Industry-standards organization 3GPP (Third Generation Partnership Project) denotes the enhanced 4G base stations as eNodeB (Evolved NodeB, Reference 1). To deliver the coverage, capacity, and throughput demands of 4G, wireless operators must build heterogeneous networks by linking base stations of various sizes—from small femtocells that support just a few users in a residential or an enterprise setting, to whole-building picocells, to wide-area microcells and macrocells that can simultaneously support hundreds or thousands of users. Operators are also managing the 4G rollout by installing multimode base stations with SDRs (software-defined radios) that simultaneously support both 3 and 4G. The scalability of your base-station-DSP design is critical.
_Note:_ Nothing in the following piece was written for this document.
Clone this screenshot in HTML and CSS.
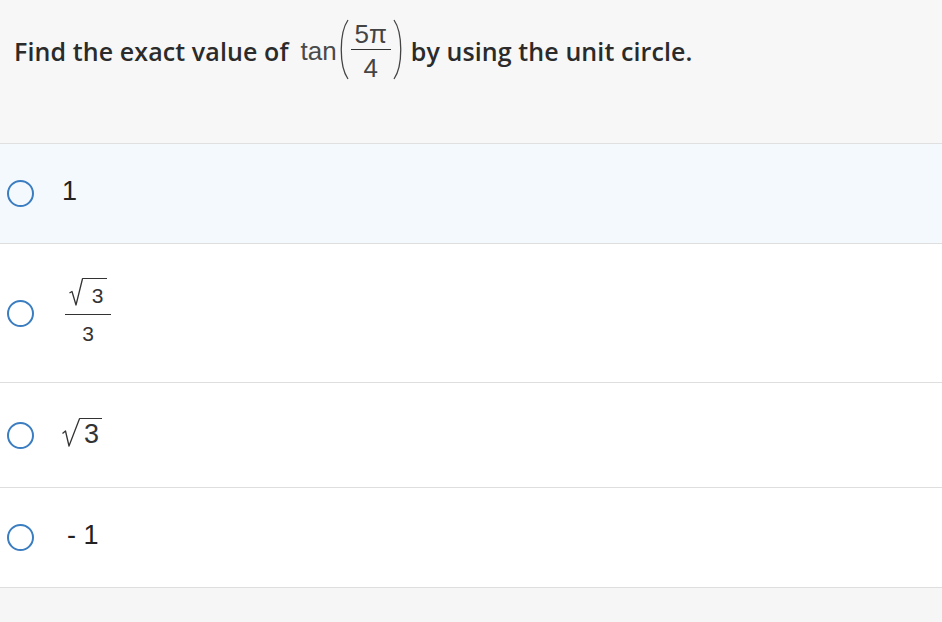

Fortunately, as a designer of an eNodeB system, you have a lot to choose from when it comes to DSP components. If you are developing an LTE SOC (system on chip), several silicon-IP (intellectual-property) vendors can provide most of the building blocks that you need in a customizable form that you can fine-tune for your ASIC. Alternatively, you can find off-the-shelf DSP ASSPs (application-specific standard processors) that support LTE or WiMax processing. At the 2011 MWC (Mobile World Congress) in Barcelona, Spain, several chip companies made competing claims to having developed the first complete LTE base station on a single chip. A third option is also available, with new FPGAs offering much of the customizability of an ASIC with the DSP-hardware performance of an ASSP. It pays to compare before you decide which 4G DSP vehicle is best for your application.
4G DSP building blocks
To build a 4G modem, you must start with the PHY (physical) layer, Layer 1 or the radio-interface layer. To exploit the high data rate and spectral efficiency of 4G radio technologies, which are similar for LTE and WiMax, designers apply sophisticated DSP for the OFDMA (orthogonal-frequency-division/multiple-access) modulation with as much as 64-QAM (64- state quadrature-amplitude modulation); the interface to MIMO (multiple-input/multiple-output) antennas with adaptive beam forming; and a host of sophisticated techniques for packet processing, error control, and QOS (quality of service). The 3GPP industry-standard organization is now up to Release 9 of its LTE specification, and more changes should emerge as the organization further develops Release 10 and beyond for LTE-Advanced.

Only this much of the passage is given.